Historical Context of College Affordability

The concept of charging tuition for higher education is a relatively modern phenomenon. For centuries, higher education in the U.S. was a privilege, and private colleges and public universities generally did not charge tuition until the 1960s. As Timothy Cain, a higher education professor at the University of Georgia, notes, “for most of this nation’s history, college was basically free. The biggest cost was not tuition, but the opportunity cost of giving up a few years of employment to pursue a degree.” Tuition became widespread in the 1970s as demand surged, leading to decades of campus expansions and escalating costs.

The “free college” movement, which began with local community programs, has steadily grown into statewide efforts in Oregon, Tennessee, Michigan, and Massachusetts. In 2013, advocates founded the Campaign for Free College Tuition to lobby for nationwide subsidies. This recent wave of expanded income-dependent programs by elite universities represents a significant acceleration of this long-term trend.
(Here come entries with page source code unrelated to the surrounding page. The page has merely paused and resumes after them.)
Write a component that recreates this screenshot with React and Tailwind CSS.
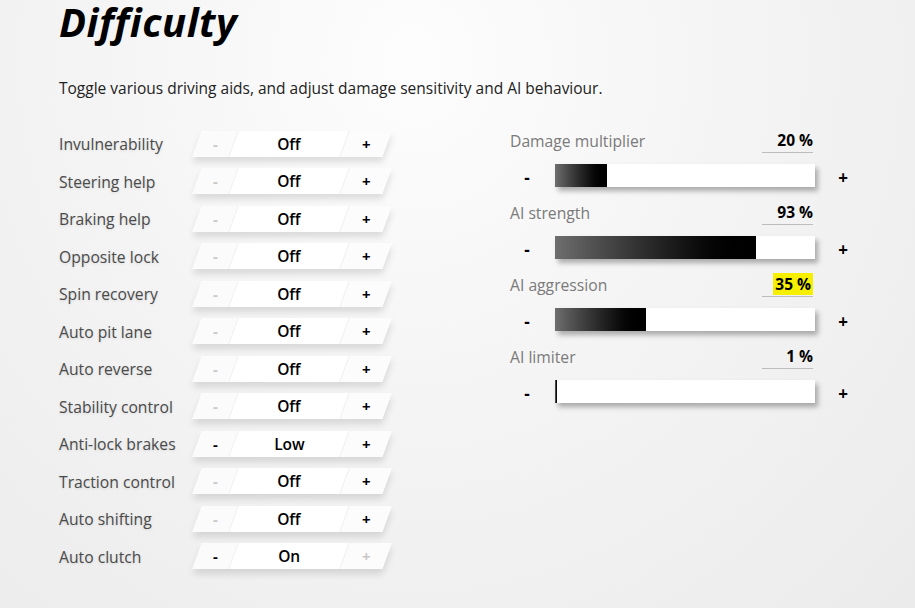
import React from "react";

const toggles = [
  { label: "Invulnerability", value: "Off", minus: false, plus: true },
  { label: "Steering help", value: "Off", minus: false, plus: true },
  { label: "Braking help", value: "Off", minus: false, plus: true },
  { label: "Opposite lock", value: "Off", minus: false, plus: true },
  { label: "Spin recovery", value: "Off", minus: false, plus: true },
  { label: "Auto pit lane", value: "Off", minus: false, plus: true },
  { label: "Auto reverse", value: "Off", minus: false, plus: true },
  { label: "Stability control", value: "Off", minus: false, plus: true },
  { label: "Anti-lock brakes", value: "Low", minus: true, plus: true },
  { label: "Traction control", value: "Off", minus: false, plus: true },
  { label: "Auto shifting", value: "Off", minus: false, plus: true },
  { label: "Auto clutch", value: "On", minus: true, plus: false },
];

const sliders = [
  { label: "Damage multiplier", value: "20 %", fill: 52 },
  { label: "AI strength", value: "93 %", fill: 201 },
  { label: "AI aggression", value: "35 %", fill: 91, highlight: true },
  { label: "AI limiter", value: "1 %", fill: 2 },
];

const ToggleRow = ({ item }) => (
  <div className="flex items-center h-[37.5px]">
    <span className="w-[138px] text-[15.7px] text-[#4a4a4a] [text-shadow:0_1px_3px_rgba(0,0,0,0.12)] pt-[3px] whitespace-nowrap">
      {item.label}
    </span>
    <div className="flex h-[26px] w-[190px] -skew-x-[20deg] bg-white shadow-[2px_5px_7px_rgba(0,0,0,0.12)]">
      <div className="w-[36px] flex items-center justify-center bg-[#fbfbfb]">
        <span className={`skew-x-[20deg] text-[15px] font-bold ${item.minus ? "text-black" : "text-[#c8c8c8]"}`}>-</span>
      </div>
      <div className="w-[111px] flex items-center justify-center border-l border-[#f0f0f0]">
        <span className="skew-x-[20deg] pt-[2px] text-[15.5px] font-semibold text-black">{item.value}</span>
      </div>
      <div className="flex-1 flex items-center justify-center border-l border-[#f0f0f0] bg-[#fcfcfc]">
        <span className={`skew-x-[20deg] text-[15px] font-bold ${item.plus ? "text-black" : "text-[#c8c8c8]"}`}>+</span>
      </div>
    </div>
  </div>
);

const SliderGroup = ({ item }) => (
  <div className="h-[72px]">
    <div className="flex items-end justify-between w-[303px] h-[28px]">
      <span className="text-[15.7px] text-[#7a7a7a] leading-[20px] mb-[5px]">{item.label}</span>
      <div className="w-[51px] border-b border-[#bdbdbd] text-right leading-[20px] pb-[2px] mb-[3px]">
        <span className={`text-[15.5px] font-bold text-black ${item.highlight ? "bg-[#f6f000] px-[2px]" : ""}`}>{item.value}</span>
      </div>
    </div>
    <div className="flex items-center h-[34px] pt-[4px]">
      <span className="w-[34px] pt-[5px] text-center text-[17px] font-bold text-black">-</span>
      <div className="ml-[11px] w-[260px] h-[23px] bg-white shadow-[3px_4px_5px_rgba(0,0,0,0.3)] flex">
        <div
          className="h-full bg-gradient-to-r from-[#6e6e6e] to-black"
          style={{ width: item.fill }}
        />
      </div>
      <span className="w-[56px] pt-[5px] text-center text-[17px] font-bold text-black">+</span>
    </div>
  </div>
);

export default function App() {
  return (
    <div className="w-[915px] h-[608px] overflow-hidden font-['Open_Sans',sans-serif] bg-[radial-gradient(ellipse_at_45%_10%,#fdfdfd_0%,#f4f4f4_45%,#ebebeb_100%)]">
      <div className="pl-[59px] pt-[2px]">
        <h1 className="text-[40px] leading-[40px] tracking-[0.5px] font-bold italic text-black">Difficulty</h1>
        <p className="mt-[36px] text-[15.5px] leading-[20px] text-[#222]">
          Toggle various driving aids, and adjust damage sensitivity and AI behaviour.
        </p>
        <div className="flex mt-[27px]">
          <div className="w-[451px]">
            {toggles.map((t) => (
              <ToggleRow key={t.label} item={t} />
            ))}
          </div>
          <div className="mt-[3px]">
            {sliders.map((s) => (
              <SliderGroup key={s.label} item={s} />
            ))}
          </div>
        </div>
      </div>
    </div>
  );
}
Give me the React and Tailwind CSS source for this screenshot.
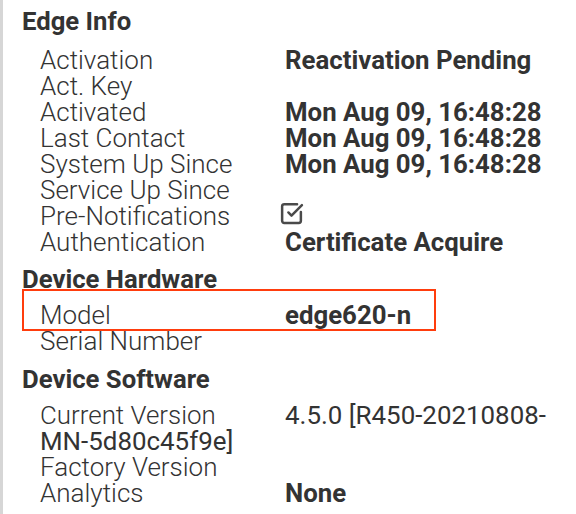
import { SquareCheckBig } from "lucide-react";

const edgeInfo = [
  ["Activation", "Reactivation Pending"],
  ["Act. Key", ""],
  ["Activated", "Mon Aug 09, 16:48:28"],
  ["Last Contact", "Mon Aug 09, 16:48:28"],
  ["System Up Since", "Mon Aug 09, 16:48:28"],
  ["Service Up Since", ""],
  ["Pre-Notifications", "check"],
  ["Authentication", "Certificate Acquire"],
];

function Row({ label, value, children }) {
  return (
    <div className="relative flex h-[26px] items-center pl-[18px]">
      <span className="w-[245px] shrink-0 font-light text-[26px] leading-[26px] whitespace-nowrap">{label}</span>
      {value === "check" ? (
        <SquareCheckBig size={25} strokeWidth={2.4} className="text-[#4a4a4a] -ml-[6px] -mt-[5px]" />
      ) : (
        <span className="font-bold text-[25.8px] leading-[26px] whitespace-nowrap">{value}</span>
      )}
      {children}
    </div>
  );
}

export default function App() {
  return (
    <div
      className="h-[514px] border-l-[3px] border-[#d6d6d6] bg-white pl-[19px] text-[#333] overflow-hidden"
      style={{ fontFamily: "Roboto, 'Noto Sans', sans-serif" }}
    >
      <div className="w-[534px]">
        <h3 className="mt-[8px] mb-[13px] font-bold text-[25.7px] leading-[26px]">Edge Info</h3>
        {edgeInfo.map(([l, v]) => (
          <Row key={l} label={l} value={v} />
        ))}

        <h3 className="mt-[11px] mb-[10px] font-bold text-[25.7px] leading-[26px]">Device Hardware</h3>
        <Row label="Model" value="edge620-n">
          {/* highlight box */}
          <div className="absolute left-0 top-[-13px] h-[42px] w-[414px] border-2 border-[#ff3d0d]" />
        </Row>
        <Row label="Serial Number" value="" />

        <h3 className="mt-[12px] mb-[10px] font-bold text-[25.7px] leading-[26px]">Device Software</h3>
        <div className="pl-[18px] text-[25.9px] leading-[26px]">
          <span className="inline-block w-[245px] font-light">Current Version</span>
          <span className="font-normal">4.5.0 [R450-20210808-MN-5d80c45f9e]</span>
        </div>
        <Row label="Factory Version" value="" />
        <Row label="Analytics" value="None" />
      </div>
    </div>
  );
}
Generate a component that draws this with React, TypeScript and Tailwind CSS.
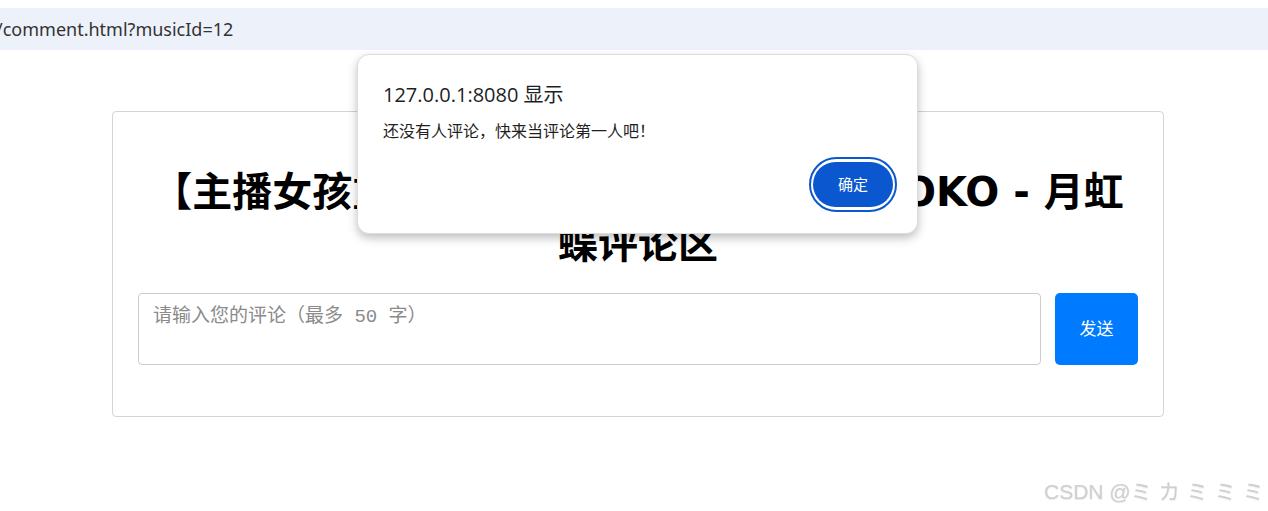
import { useState } from 'react';

export default function App() {
    const [comment, setComment] = useState('');

    return (
        <div className="relative w-[1268px] h-[511px] overflow-hidden bg-white font-['Noto_Sans','Noto_Sans_CJK_SC',sans-serif]">
            {/* address strip */}
            <div className="mt-[8px] h-[42px] bg-[#edf1fa] flex items-center overflow-hidden">
                <span className="-ml-[4px] text-[18px] text-[#333] whitespace-nowrap">/comment.html?musicId=12</span>
            </div>

            {/* comment card */}
            <div className="ml-[112px] mt-[61px] w-[1052px] h-[306px] border border-[#d4d4d4] rounded-[4px] px-[25px] pt-[54px]">
                <h1 className="text-center font-bold text-[40px] leading-[52px] text-black font-['DejaVu_Sans','Noto_Sans_CJK_SC',sans-serif]">
                    【主播女孩重度依赖】OVERDOSE KOTOKO - 月虹
                    <br />
                    蝶评论区
                </h1>
                <div className="mt-[23px] flex gap-[14px]">
                    <textarea
                        value={comment}
                        onChange={(e) => setComment(e.target.value)}
                        placeholder="请输入您的评论（最多 50 字）"
                        className="flex-1 h-[72px] resize-none border border-[#cccccc] rounded-[4px] px-[14px] py-[10px] text-[19px] leading-[26px] placeholder:text-[#8a8a8a] outline-none font-['Liberation_Mono','Noto_Sans_CJK_SC',monospace]"
                    />
                    <button className="w-[83px] h-[72px] bg-[#007bff] text-white text-[17px] rounded-[5px]">发送</button>
                </div>
            </div>

            {/* alert dialog */}
            <div className="absolute left-[357px] top-[54px] w-[561px] h-[180px] bg-white border border-[#dcdcdc] rounded-[12px] shadow-[0_4px_10px_rgba(0,0,0,0.25)] pl-[25px] pr-[20px] pt-[27px] font-['Open_Sans','Noto_Sans_CJK_SC',sans-serif]">
                <div className="text-[20px] leading-[26px] text-[#1f1f1f]">127.0.0.1:8080 显示</div>
                <div className="mt-[12px] text-[16px] leading-[22px] text-[#1f1f1f]">还没有人评论，快来当评论第一人吧！</div>
                <div className="mt-[15px] flex justify-end">
                    <div className="rounded-full border-2 border-[#0b57d0] px-[2px] py-[3px]">
                        <button className="w-[80px] h-[45px] rounded-full bg-[#0b57d0] text-white text-[15px]">确定</button>
                    </div>
                </div>
            </div>

            {/* watermark */}
            <div className="absolute left-[1044px] top-[476px] whitespace-nowrap text-[21px] font-normal text-[#cfcfcf] [text-shadow:0_1px_1px_rgba(0,0,0,0.08)] font-['Liberation_Sans','Noto_Sans_CJK_JP',sans-serif]">
                CSDN @<span className="tracking-[7px]">ミカミミ</span>ミ
            </div>
        </div>
    );
}
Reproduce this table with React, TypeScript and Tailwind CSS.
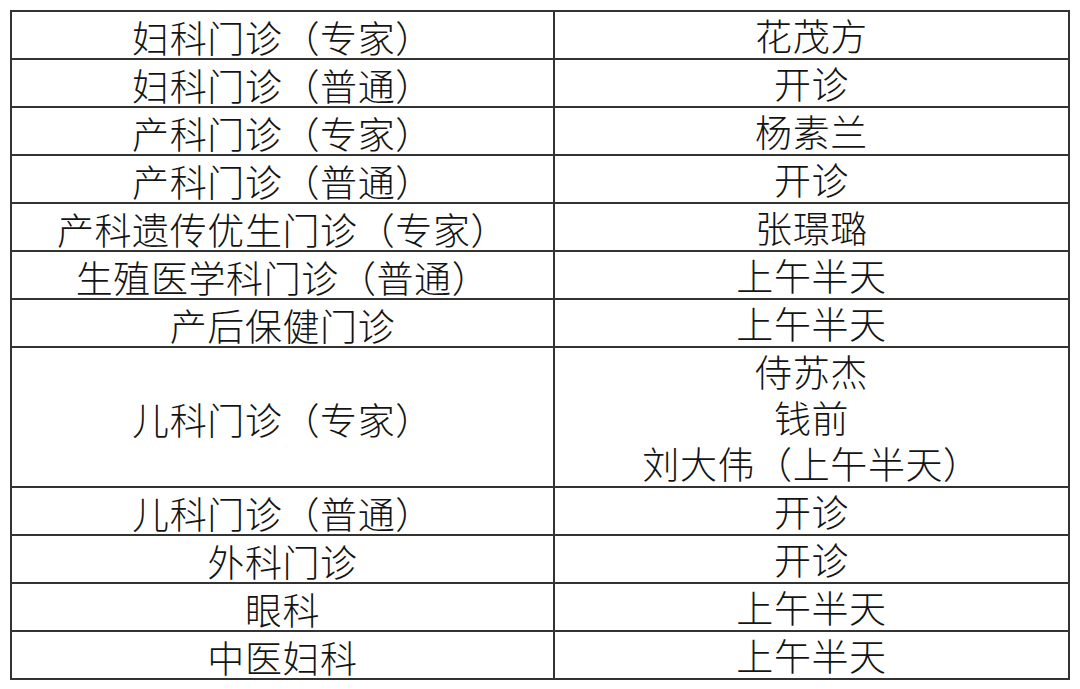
import React from 'react';

type Row = { dept: string; doctors: string[] };

const rows: Row[] = [
  { dept: '妇科门诊（专家）', doctors: ['花茂方'] },
  { dept: '妇科门诊（普通）', doctors: ['开诊'] },
  { dept: '产科门诊（专家）', doctors: ['杨素兰'] },
  { dept: '产科门诊（普通）', doctors: ['开诊'] },
  { dept: '产科遗传优生门诊（专家）', doctors: ['张璟璐'] },
  { dept: '生殖医学科门诊（普通）', doctors: ['上午半天'] },
  { dept: '产后保健门诊', doctors: ['上午半天'] },
  { dept: '儿科门诊（专家）', doctors: ['侍苏杰', '钱前', '刘大伟（上午半天）'] },
  { dept: '儿科门诊（普通）', doctors: ['开诊'] },
  { dept: '外科门诊', doctors: ['开诊'] },
  { dept: '眼科', doctors: ['上午半天'] },
  { dept: '中医妇科', doctors: ['上午半天'] },
];

export default function App() {
  return (
    <div
      className="w-[1080px] h-[689px] bg-white pt-[10px] pl-[10px] text-[#141414]"
      style={{ fontFamily: '"Noto Sans CJK SC", "Noto Sans CJK TC", sans-serif' }}
    >
      <div className="w-[1060px] border-2 border-[#333]">
        {rows.map((row, i) => (
          <div
            key={i}
            className={`flex ${i > 0 ? 'border-t-2 border-[#333]' : ''}`}
          >
            {/* department */}
            <div className="w-[543px] shrink-0 border-r-2 border-[#333] flex items-center justify-center text-[37px] tracking-[0.6px] font-light leading-[36px] pt-[4px] whitespace-nowrap">
              {row.dept}
            </div>
            {/* doctors / hours */}
            <div className="flex-1 flex flex-col items-center text-[37px] tracking-[0.6px] font-light">
              {row.doctors.map((d, j) => (
                <div key={j} className="h-[46px] leading-[36px] pt-[5px] whitespace-nowrap">{d}</div>
              ))}
            </div>
          </div>
        ))}
      </div>
    </div>
  );
}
Who Benefits? The Middle Class and Beyond

The new policies are specifically designed to benefit middle-income families who often don’t qualify for the most substantial need-based aid but are still burdened by high tuition. Many elite schools, including Harvard University, now state that families earning up to $150,000 a year will pay between 0% and 10% of their annual income. The public Minnesota State Colleges and Universities system offers a free ride to families earning up to $80,000 annually.

Recent updates include:

  • On November 20, UPenn and Brandeis expanded free tuition to include all families earning less than $200,000 a year.
  • The next day, Carnegie Mellon, MIT, and the University of Texas System followed suit.
  • Other institutions raising their free tuition income thresholds in 2024 include Colby College, Columbia, Dartmouth, Duke, Richmond, Vanderbilt, Virginia, and North Carolina.
  • Tufts University will waive undergraduate tuition for middle-income families earning less than $150,000 a year, with no student loans for those under $60,000, starting Fall 2026.
  • Bryn Mawr College announced free undergraduate tuition for eligible families with an annual income of $175,000 or less, also beginning Fall 2026. They also eliminated federal student loans for students with family incomes below $110,000 and assets under $500,000.

These programs can amount to hundreds of thousands of dollars in federal student loan savings at highly selective schools, many of which charge well over six figures for a four-year bachelor’s degree.

Navigating the Student Debt Crisis

The expansion of “free college” comes at a critical time, as Americans collectively owe approximately $1.81 trillion in student loans. The average federal borrower carries roughly $39,075, impacting 42.5 million people. According to the Education Data Initiative, this staggering debt contributes to significant financial stress, with 10.2% of student loan balances delinquent for 90 or more days as of Q2 2025. This data highlights the immense burden faced by many, underscoring the urgency of solutions like expanded financial aid. You can find more detailed statistics on student loan debt on the Education Data Initiative’s website.

For individuals, particularly recent graduates, student loan delinquency can severely impact credit scores, making it harder to secure home or auto loans and hindering long-term wealth building. Unlike most other forms of debt, student loans are notoriously difficult to discharge, often requiring decades of repayment.

Strategies for Smart Educational Investment

While tuition-free pledges offer significant relief, the smartest approach to financing higher education is to borrow conservatively. Here are key strategies for students and families:

  • Utilize Net Price Calculators: Don’t be deterred by sticker prices. Use each college’s Net Price Calculator to estimate your actual cost after grants and scholarships. These calculators provide a personalized estimate, although they are not standardized across institutions.
  • File FAFSA and CSS Profile Early: Submit the Free Application for Federal Student Aid (FAFSA) and the CSS Profile (if required) promptly and accurately. Financial aid cannot be awarded without these applications.
  • Prioritize “No-Loan” or Tuition-Free Schools: Focus on institutions committed to meeting 100% of demonstrated financial need and those with no-loan policies or tuition-free programs for your income level.
  • Borrow Conservatively: A common guideline is to keep total undergraduate borrowing near or below your expected first-year salary after graduation.
  • Understand Loan Repayment Options: If borrowing is necessary, prioritize federal loans and enroll in an income-driven repayment plan to keep payments affordable and prevent delinquency.
  • Address Default Promptly: If you slip into default, explore options like loan rehabilitation or consolidation immediately to halt collections (e.g., wage garnishment or tax refund offsets) and restore your loan status.

The Broader Landscape: Challenges for Other Colleges

While elite universities with substantial endowments can afford these expanded programs, the “free college” movement poses significant challenges for tuition-dependent small colleges. Many have already closed or merged in recent years due to financial problems. As Gary Stocker, founder of College Viability, notes, well-endowed state flagship universities often subsidize these programs with state funds, transferring expenses from students to “the public at large.” He predicts this movement will negatively impact many non-urban private colleges, forcing more closures.

Ultimately, this evolving landscape means that while a “free college” dream might be becoming a reality for a growing segment of middle-class students at selective institutions, it’s also creating a more competitive and potentially precarious environment for the broader higher education sector.